The court noted that the addition of the non-diverse defendant did indeed defeat jurisdiction by destroying complete diversity of the citizenship of the parties. Hensgens v. Deere & Co., 833 F.2d 1179, 1181 (5th Cir.1987) (citing Owen Equipment & Erection Co. v. Kroger, 437 U.S. 365, 374, 98 S.Ct. 2396, 2403, 57 L.Ed.2d 274 (1978)). The court explained:
[T]he rule for remand is the same as original diversity jurisdiction. That is, most post-removal developments— amendment of pleadings to below jurisdictional amount or change in citizenship of a party—will not divest the court of jurisdiction but an addition of a non-diverse defendant will do so.
Id. at 1181.
The Hensgens court recognized that the circumstances under which a district court should allow joinder of non-diverse defendants must be weighed carefully, given the jurisdictional nature of the outcome; a district court “should scrutinize such a motion more closely than an ordinary amendment.” Id. at 1182. Consequently, the court provided guidelines designed to adequately protect the competing interests at stake. Those interests are (1) the defendant’s interest in keeping the federal forum, and (2) the danger in having parallel lawsuits in both state and federal courts, resulting in waste of judicial resources and possibly inconsistent results. Id. With those interests in mind, the court outlined factors which the district court should, in its discretion, consider. These are (1) the *455extent to which the purpose of the amendment of the complaint is to defeat federal jurisdiction; (2) the degree of dilatory conduct on the part of the plaintiff; (3) the risk of significant injury to the plaintiff if the amendment is not allowed; and (4) any other equitable considerations. Id. If the district court decides to allow the amendment, thus joining the non-diverse defendant, the case must be remanded to the state court. If the amendment is denied, the federal court keeps jurisdiction. Id.

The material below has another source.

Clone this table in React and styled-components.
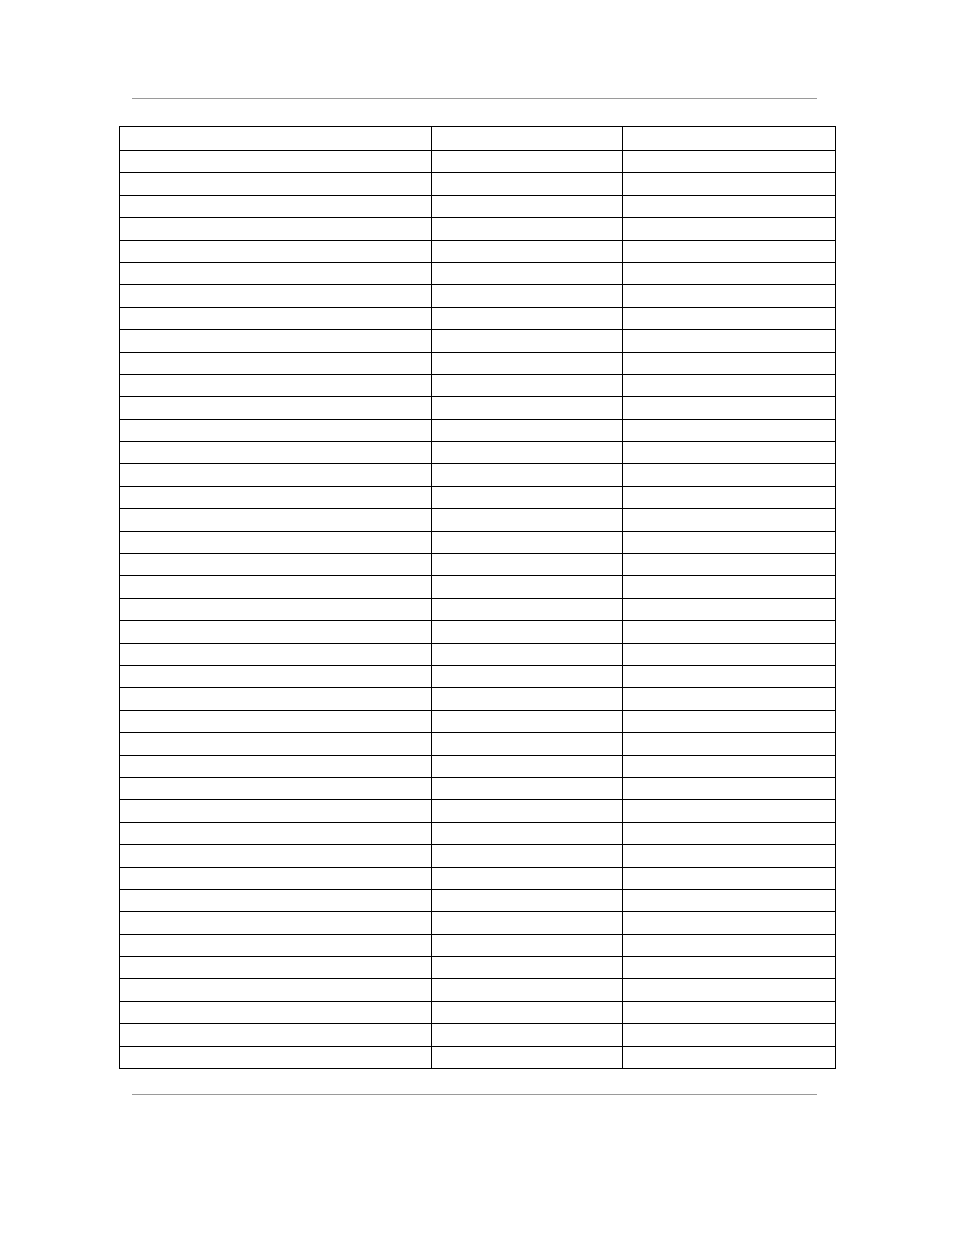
import React from "react";
import styled, { createGlobalStyle } from "styled-components";

const Global = createGlobalStyle`
  html, body { margin: 0; padding: 0; background: #fff; }
  body { font-family: "Liberation Sans", Arial, sans-serif; }
`;

const Page = styled.div`
  width: 954px;
  height: 1235px;
  padding-top: 98px;
  box-sizing: border-box;
`;

const Rule = styled.div`
  margin: 0 0 0 132px;
  width: 685px;
  height: 1px;
  background: #9a9a9a;
`;

const Table = styled.div`
  margin: 27px 0 25px 119px;
  width: 717px;
  border: 1px solid #000;
  box-sizing: border-box;
  display: flex;
  flex-direction: column;
`;

const Row = styled.div`
  display: grid;
  grid-template-columns: 312px 191px 1fr;
  height: ${(p) => (p.$head ? "23px" : "22.4px")};
  box-sizing: border-box;
  border-top: ${(p) => (p.$head ? "none" : "1px solid #000")};
`;

const Cell = styled.div`
  border-right: ${(p) => (p.$last ? "none" : "1px solid #000")};
  font-size: 12px;
`;

const rows = Array.from({ length: 42 }, (_, i) => i);

export default function App() {
  return (
    <>
      <Global />
      <Page>
        <Rule />
        <Table>
          {rows.map((i) => (
            <Row key={i} $head={i === 0}>
              <Cell />
              <Cell />
              <Cell $last />
            </Row>
          ))}
        </Table>
        <Rule />
      </Page>
    </>
  );
}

The facts in this case weigh in favor of denying the motion to amend. Given the timing of the filing of the motion to amend, specifically the fact that it was filed several months after the motions to remand were filed, it appears the motion was made at least in part to bolster the movant’s case for remand. The conduct of plaintiffs has been dilatory at best, in failing for over a year to properly name and serve the personal representative as was clearly “promised” by the plaintiffs’ complaint. As such, denial of the motion to amend will not prejudice the plaintiffs; the case will still go forward in this court. The defendant’s interest in maintaining the federal forum will, however, be impaired if the amendment to the complaint is allowed at this late stage. For the foregoing reasons the motion to amend is DENIED, and accordingly, the motions to remand this case back to the 60th Judicial District Court of Jefferson County, Texas, are DENIED.